The operation of these principles may be illustrated from this record, imperfect as it is. It would appear to be true that on the day when the Central Trust Company account was lowest (January 27th) there was $4,414.57 in it, and on or before that day moneys of these claimants went into the account to the extent of $4,457.85. This was the first day when the account was smaller than the trust moneys shown to have been placed there. If the transaction stopped there, the various claimants should be awarded the fund on the theory summarized in the quotation from the Empire Company’s Case, supra.

But thereafter, at dates and in amounts as to' which we cannot be certain, the claimants furnished to Bolognesi other moneys, which he put into the trust company account and never applied to the purposes of his fiduciary undertaking; and this continued until February 10th, when the last of the claimants’ moneys went into the fund and the fund itself was $6,519.04, or $2,104.47 more than the low tide of January *77427th. In the meantime the account on February 3d was no more than $5,082.61. But we cannot ascertain from this record exactly when the various claimants’ moneys went into this fund after January 27th.

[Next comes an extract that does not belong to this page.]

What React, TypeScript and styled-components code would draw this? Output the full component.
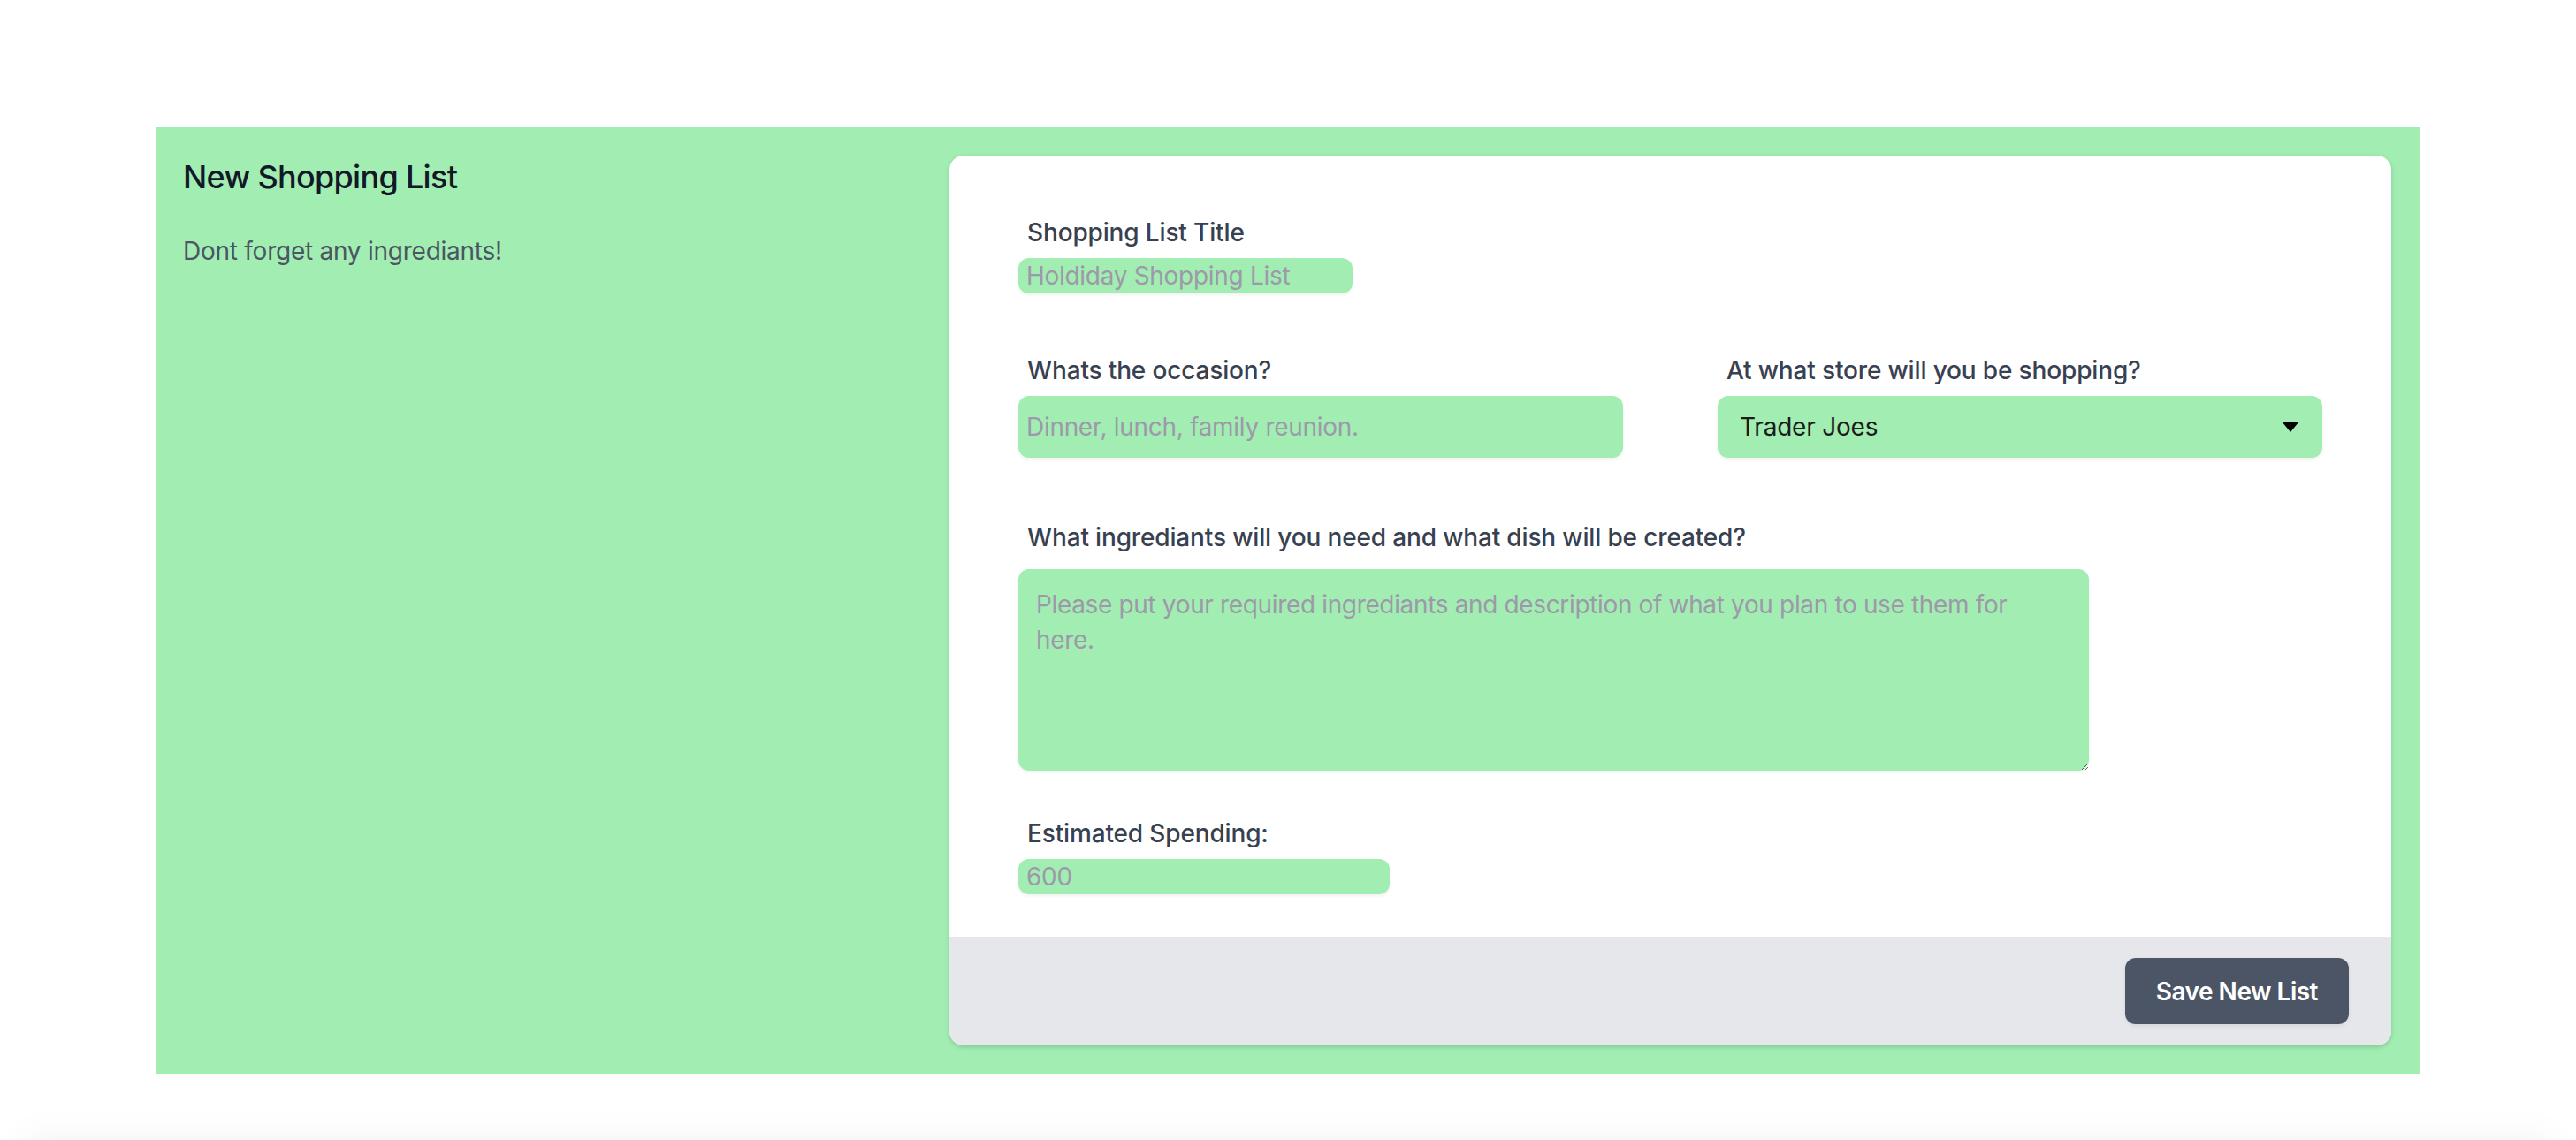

Therefore the account must be stated, and the various priorities awarded, beginning on the first day when the fund was less than the trust money, and then on the next day when the new deposits in the fund were insufficient to cover the new trust money, and so on.

The order under review is reversed, and the matter remanded for further proceedings not inconsistent with this opinion. The trustee will recover the costs of this petition against so much of the fund as is found to be awardable to the claimants recognized in this opinion.